Reallocate and Reinvest

It seems to me that if we're spending billions on retraining people for jobs that don't exist, or in skills employers don't need, can't we better allocate that money? Instead of soliciting students for retraining programs under the guise of creating jobs, why can't the government simply provide lucrative tax breaks to employers to train new workers themselves? Companies could develop the curriculum they know will give their employees what they need, training could be creatively tailored to specific skills, and a well-trained workforce might make executives think twice before laying off blocks of workers simply to boost profits.

Not that profits are a bad thing, but they don't exist in a vacuum, do they? If a company's not making money, they can't pay their workers, but studies show that many of the layoffs in the past several years have been in companies with healthy profit margins. It takes a mighty cold-hearted capitalist to simply dismiss high unemployment as collateral damage for corporate revenue.

Granted, with the globalization of the world's economy, very little exists in a vacuum anymore. But the major engine for America's economic success has always been creativity and innovation. And the greater the innovation, the greater the training needed so other people can produce your great ideas.
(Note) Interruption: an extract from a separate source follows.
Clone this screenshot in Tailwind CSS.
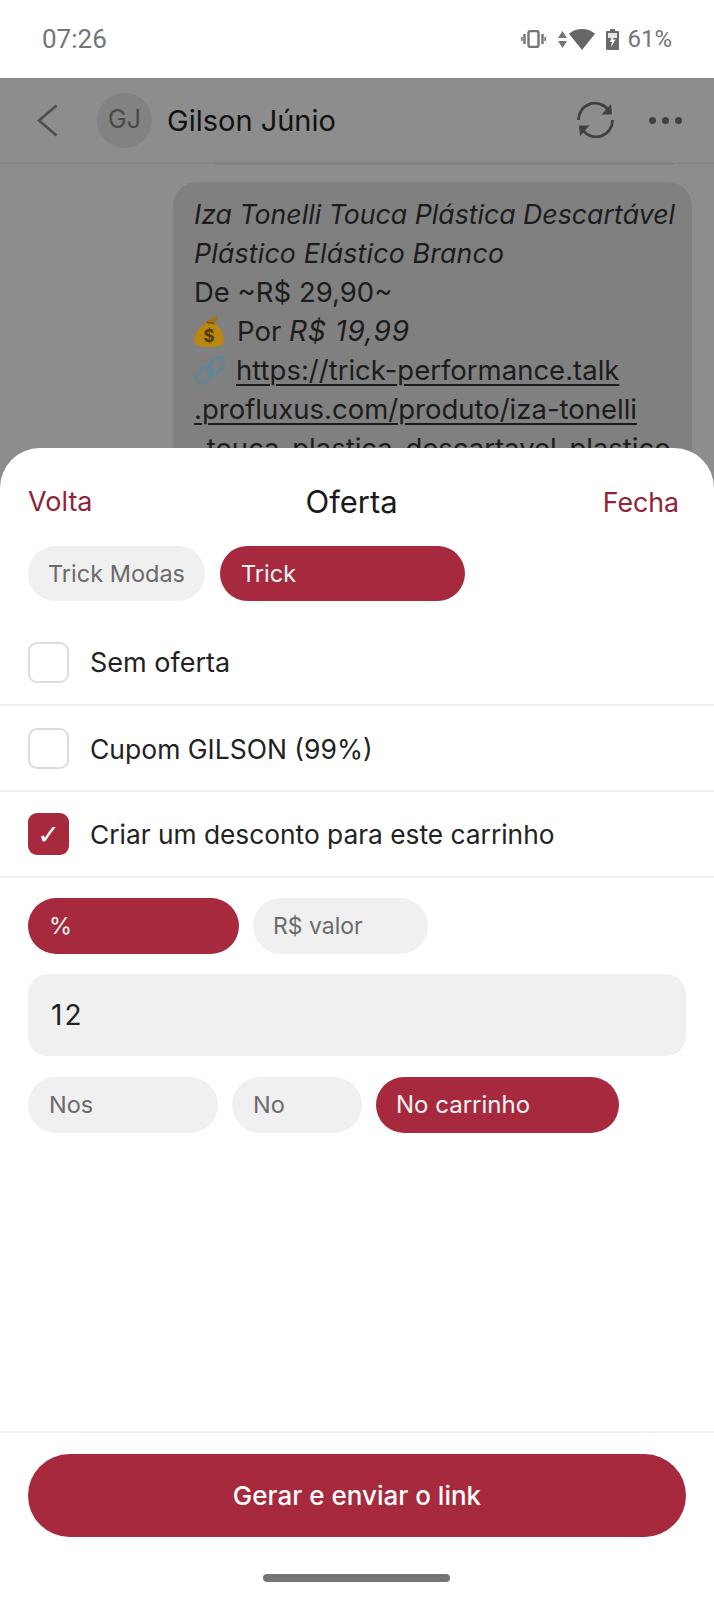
<!DOCTYPE html>
<html lang="en">
<head>
  <meta charset="UTF-8" />
  <meta name="viewport" content="width=device-width, initial-scale=1.0"/>
  <title>Oferta</title>
  <script src="https://cdn.jsdelivr.net/npm/@tailwindcss/browser@4"></script>
</head>
<body class="bg-white [font-family:Inter,sans-serif]">
  <div class="relative w-[714px] h-[1599px] overflow-hidden flex flex-col">

    <!-- Status bar -->
    <div class="h-[78px] shrink-0 bg-white flex items-start justify-between pl-[42px] pr-[42px] pt-[24px] text-[#757575] text-[24px] leading-[30px] [font-family:Roboto,sans-serif]">
      <span class="text-[26px]">07:26</span>
      <div class="flex items-center h-[30px]">
        <svg class="w-[25px] h-[18px] mr-[12px]" viewBox="0 0 25 18" fill="none" stroke="#757575">
          <rect x="7.5" y="1" width="10" height="16" rx="2" stroke-width="2.4"/>
          <path d="M3.5 4v10M21.5 4v10" stroke-width="2.4"/>
          <path d="M.8 7v4M24.2 7v4" stroke-width="1.6"/>
        </svg>
        <svg class="w-[9px] h-[17px] mr-[2px]" viewBox="0 0 9 17" fill="#757575">
          <path d="M4.5 0L9 7H0zM0 10h9l-4.500 7z"/>
        </svg>
        <svg class="w-[26px] h-[21px] mr-[11px]" viewBox="0 0 26 21" fill="#666666">
          <path d="M13 0C8 0 3.500 1.800 0 4.800L13 21 26 4.800C22.500 1.800 18 0 13 0z"/>
        </svg>
        <svg class="w-[13px] h-[21px] mr-[8px]" viewBox="0 0 13 21">
          <path d="M4 0h5v2h3a1 1 0 0 1 1 1v17a1 1 0 0 1-1 1H1a1 1 0 0 1-1-1V3a1 1 0 0 1 1-1h3z" fill="#6b6b6b"/>
          <path d="M2 4h9v15H2z" fill="#e4e4e4"/>
          <path d="M2 9h9v10H2z" fill="#6b6b6b"/>
          <path d="M7.500 6L3.500 13h2.500L5 18l4.500-7.500H7z" fill="#ffffff"/>
        </svg>
        <span>61%</span>
      </div>
    </div>

    <!-- Chat behind the sheet, dimmed -->
    <div class="flex-1 bg-[#8d8d8d] flex flex-col">
      <div class="relative h-[86px] shrink-0 border-b-2 border-[#858585] flex items-center pl-[37px] pr-[32px]">
        <svg class="w-[21px] h-[33px] mr-[39px]" viewBox="0 0 21 33" fill="none" stroke="#4d4d4d" stroke-width="2.600">
          <path d="M19.500 1.500L2 16.500l17.500 15"/>
        </svg>
        <div class="w-[55px] h-[55px] rounded-full bg-[#828282] flex items-center justify-center text-[#4a4a4a] text-[25px] mr-[15px]">GJ</div>
        <span class="text-[29px] leading-[34px] text-[#111111] mt-[2px]">Gilson Júnio</span>
        <svg class="w-[37px] h-[36px] ml-auto mr-[35px]" viewBox="0 0 37 36" fill="none" stroke="#404040" stroke-width="2.800">
          <path d="M1.500 18A16.500 16.500 0 0 1 31 7.500"/>
          <path d="M35.500 18A16.500 16.500 0 0 1 6 28.500"/>
          <path d="M34 2l1 10.500H24.500z" fill="#404040" stroke="none"/>
          <path d="M3 34L2 23.500h10.500z" fill="#404040" stroke="none"/>
        </svg>
        <div class="flex gap-[6px]">
          <span class="w-[7px] h-[7px] rounded-full bg-[#404040]"></span>
          <span class="w-[7px] h-[7px] rounded-full bg-[#404040]"></span>
          <span class="w-[7px] h-[7px] rounded-full bg-[#404040]"></span>
        </div>
        <div class="absolute left-[215px] right-[40px] bottom-[-3px] h-[2px] bg-[#808080]"></div>
      </div>

      <div class="flex justify-end pr-[22px] pt-[18px]">
        <div class="w-[519px] bg-[#808080] rounded-[24px] pl-[21px] pr-[8px] pt-[13px] pb-[40px] text-[27.500px] leading-[39px] text-[#1c1c1c]">
          <p class="italic text-[26.700px]">Iza Tonelli Touca Plástica Descartável</p>
          <p class="italic text-[26.700px] tracking-[0.2px]">Plástico Elástico Branco</p>
          <p>De ~R$ 29,90~</p>
          <p class="flex items-center">
            <svg class="w-[30px] h-[31px] mr-[13px] shrink-0" viewBox="0 0 30 31">
              <path d="M19 7C27 11 30 18 30 24c0 5-4 7-15 7S0 29 0 24C0 17 6 10 13 7z" fill="#b98711"/>
              <path d="M13 7l-1-4 4 1 6-4 2 3-5 5z" fill="#a2760e"/>
              <path d="M13 6.500l7 1" stroke="#6f520c" stroke-width="1.500"/>
              <text x="15" y="26" text-anchor="middle" font-size="17" font-weight="700" fill="#4d3a09" font-family="Inter">$</text>
            </svg>
            <span>Por <span class="italic text-[28px] tracking-[0.8px]">R$ 19,99</span></span>
          </p>
          <p class="flex items-center">
            <svg class="w-[32px] h-[31px] mr-[10px] shrink-0" viewBox="0 0 32 31" fill="none" stroke="#5f8797" stroke-width="3">
              <rect x="-5.500" y="-9.500" width="11" height="19" rx="5.500" transform="translate(10 20) rotate(40)"/>
              <rect x="-5.500" y="-9.500" width="11" height="19" rx="5.500" transform="translate(22 11) rotate(40)"/>
            </svg>
            <span class="underline underline-offset-[4px] decoration-2">https://trick-performance.talk</span>
          </p>
          <p class="underline underline-offset-[4px] decoration-2">.profluxus.com/produto/iza-tonelli</p>
          <p class="underline underline-offset-[4px] decoration-2 whitespace-nowrap">-touca-plastica-descartavel-plastico</p>
        </div>
      </div>
    </div>

    <!-- Bottom sheet -->
    <div class="absolute left-0 right-0 top-[448px] bottom-0 bg-white rounded-t-[40px] flex flex-col">
      <div class="flex items-center justify-between pl-[28px] pr-[35px] pt-[33px] h-[74px] text-[27px] leading-[40px] text-[#8f2438]">
        <span>Volta</span>
        <span class="text-[31px] text-[#1a1a1a] ml-[8px]">Oferta</span>
        <span class="text-[26.700px]">Fecha</span>
      </div>

      <div class="flex gap-[15px] px-[28px] pt-[24px] text-[23.500px]">
        <div class="w-[177px] h-[55px] rounded-full bg-[#f0f0f0] text-[#6a6a6a] flex items-center pl-[20px] pt-[1px]">Trick Modas</div>
        <div class="w-[245px] h-[55px] rounded-full bg-[#a6293e] text-[#f5f5f5] flex items-center pl-[21px] pt-[1px]">Trick</div>
      </div>

      <div class="mt-[19px] text-[26.500px] text-[#222222]">
        <div class="h-[86px] border-b-2 border-[#f0f0f0] flex items-center pl-[28px] gap-[21px]">
          <span class="w-[41px] h-[41px] rounded-[9px] border-2 border-[#dddddd]"></span>
          <span class="mt-[3px] text-[27px]">Sem oferta</span>
        </div>
        <div class="h-[86px] border-b-2 border-[#f0f0f0] flex items-center pl-[28px] gap-[21px]">
          <span class="w-[41px] h-[41px] rounded-[9px] border-2 border-[#dddddd]"></span>
          <span class="mt-[3px]">Cupom GILSON (99%)</span>
        </div>
        <div class="h-[86px] border-b-2 border-[#f0f0f0] flex items-center pl-[28px] gap-[21px]">
          <span class="w-[41px] h-[42px] rounded-[9px] bg-[#a6293e] flex items-center justify-center text-white text-[27px] leading-none [font-family:'DejaVu_Sans',sans-serif]">✓</span>
          <span class="mt-[1px] text-[26.300px]">Criar um desconto para este carrinho</span>
        </div>
      </div>

      <div class="flex gap-[14px] px-[28px] pt-[20px] text-[23.500px]">
        <div class="w-[211px] h-[56px] rounded-full bg-[#a6293e] text-[#f5f5f5] flex items-center pl-[21px]">%</div>
        <div class="w-[175px] h-[56px] rounded-full bg-[#f0f0f0] text-[#6a6a6a] flex items-center pl-[20px] text-[23px]">R$ valor</div>
      </div>

      <div class="mx-[28px] mt-[20px] h-[82px] rounded-[20px] bg-[#f0f0f0] flex items-center pl-[23px] text-[28px] tracking-[2px] text-[#222222]">12</div>

      <div class="flex gap-[14px] px-[28px] pt-[21px] text-[23.500px]">
        <div class="w-[190px] h-[56px] rounded-full bg-[#f0f0f0] text-[#6a6a6a] flex items-center pl-[21px]">Nos</div>
        <div class="w-[130px] h-[56px] rounded-full bg-[#f0f0f0] text-[#6a6a6a] flex items-center pl-[21px]">No</div>
        <div class="w-[243px] h-[56px] rounded-full bg-[#a6293e] text-[#f5f5f5] flex items-center pl-[20px] text-[24px]">No carrinho</div>
      </div>

      <div class="mt-auto border-t-2 border-[#f0f0f0] px-[28px] pt-[21px]">
        <div class="h-[83px] rounded-full bg-[#a6293e] text-white text-[26px] font-medium flex items-center justify-center">Gerar e enviar o link</div>
        <div class="flex justify-center pt-[37px] pb-[17px] pr-[2px]">
          <div class="w-[187px] h-[8px] rounded-full bg-[#757575]"></div>
        </div>
      </div>
    </div>
  </div>
</body>
</html>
There's still money out there in the economy. It hasn't all evaporated, has it? Aren't there any companies with ideas or products that need lots of new workers? If companies are really waiting until they can find retrained workers, why can't investors be sold on bankrolling this next era of American ingenuity and help companies invest in people again?

Capitalists keep saying the government can't save our economy.

Umm... then that means you're willing to give it a shot, right?